Warum genau Anastasia vom öffentlichen Klatsch „auserwählt“ wurde, können wir nicht mit Sicherheit sagen, aber wahrscheinlich, weil sie die jüngste Tochter von Zar Nikolaus II. und Alexandra Fjodorowna war – sie wurde 1901 als vierte Tochter der Familie geboren, und erst 1904 folgte ihr Alexej, der lang erwartete Erbe.
Es gibt keine eindeutigen Berichte oder schriftlichen Beweise dafür, dass jemand diese Legende geschaffen hat. In der russischen Geschichte gab es viele Hochstapler, die sich als auf wundersame Weise gerettete Könige ausgaben: es gab drei falsche Dmitrijs (die sich alle als Sohn Iwans des Schrecklichen ausgaben) und Emelyan Pugatschow, den Kosakenrevolutionär der 1770er Jahre, der behauptete, er sei Peter III, der der Ermordung entgangen war.
Was waren die Umstände von Anastasias Geburt?

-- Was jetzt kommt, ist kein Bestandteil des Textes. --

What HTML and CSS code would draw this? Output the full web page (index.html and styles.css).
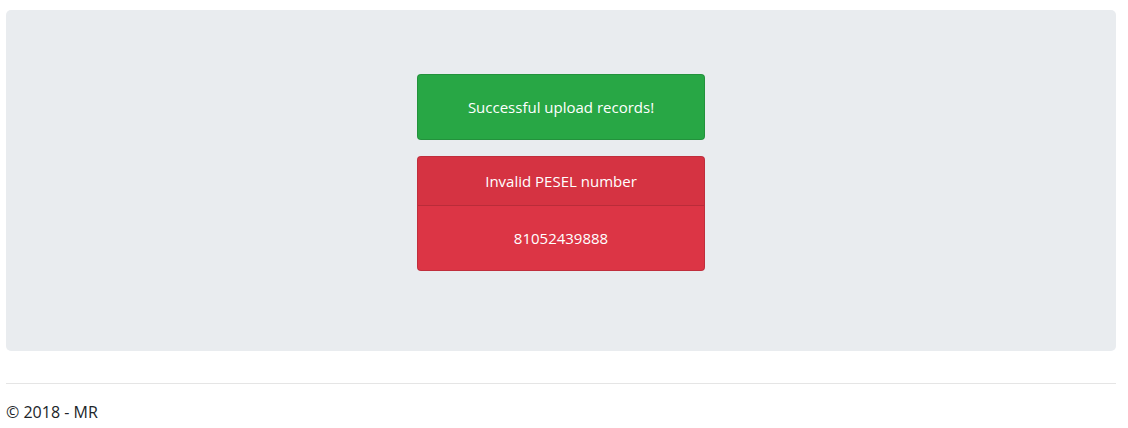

Bevor Anastasia geboren wurde, war ihre Mutter, Kaiserin Alexandra, sehr darum bemüht, einen Erben zu zeugen. Sie hatte bereits drei Töchter, doch nach dem russischen Erbrecht konnte eine Großfürstin den Thron erst dann erben, wenn alle männlichen Erblinien erloschen waren. Somit war Großfürst Michail Alexandrowitsch, der jüngere Bruder von Nikolaus II., der nächste in der Erbfolge, was der herrschenden Familie und insbesondere Kaiserin Alexandra nicht passte.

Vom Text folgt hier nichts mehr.